According to the latest data from STR, Dubai's hotel industry recorded strong occupancy levels during the first quarter of 2017, despite continued and significant supply growth. Based on preliminary data, Dubai recorded an 86.3-percent occupancy level, a 2.7-percent increase compared with the first quarter of 2016.
“A factor that likely played a big role in Dubai’s occupancy growth was the UAE government’s recent decisions to grant visas on arrival for Chinese and Russian nationals," Philip Wooller, STR’s AD for the Middle East and Africa, said in a statement. “While Dubai continues to add new supply, it also continues to add new leisure attractions, and expanding the market’s range of potential visitors can only help drive hotel demand and profitability.”
The middle- and lower-tier hotel classes pushed occupancy increases. Dubai’s midscale and economy classes experienced a combined 7.2-percent year-over-year increase in occupancy, while luxury hotels saw more moderate growth of 0.7 percent. Upper-upscale hotels reported a 1.1-percent decline.
STR analysts noted that the midscale and economy classes had less substantial supply growth compared with other classes during Q1. However, the upper midscale class, which recorded the highest rate of supply growth at +13.9 percent, also posted a substantial 6.7-percent increase in occupancy.
“With more than 42,000 rooms currently under contract, Dubai has the largest pipeline of any city in the world,” Robin Rossmann, STR's MD, said in a statement. The emirate's demand is impressive, he added, considering the significance of supply growth in the market.
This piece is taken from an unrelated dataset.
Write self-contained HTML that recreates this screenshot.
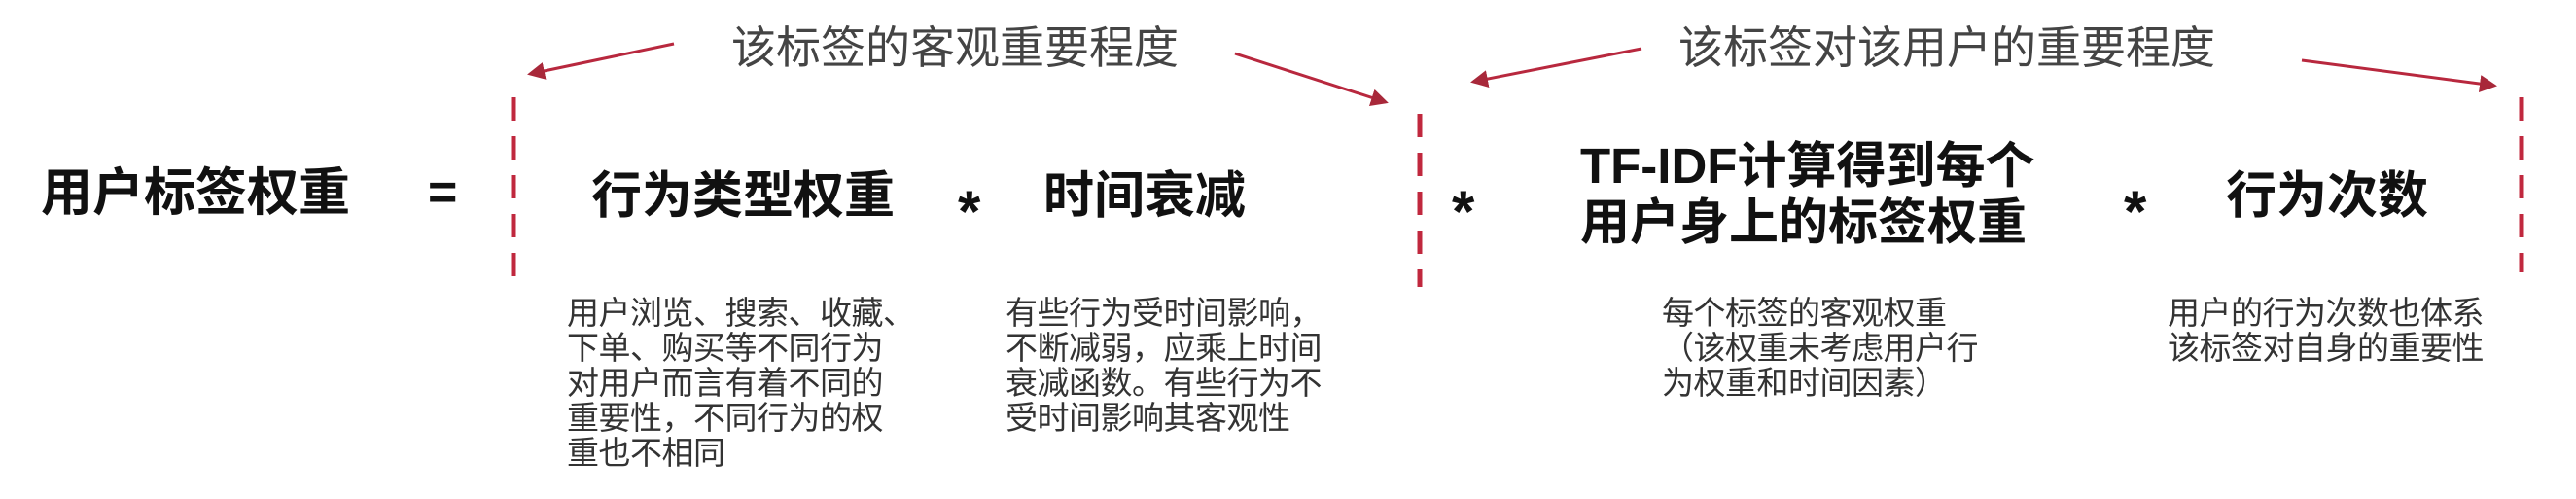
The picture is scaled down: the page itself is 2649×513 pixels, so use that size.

“With more than 42,000 rooms currently under contract, Dubai has the largest pipeline of any city in the world,” Rossmann said. “The market faces several challenges over the next few years in maintaining a demand level that can offset some of this supply growth. On the positive side, Dubai continues to attract substantial leisure business, so this is definitely one of the top markets in the industry to keep an eye on from both a supply development and performance perspective.”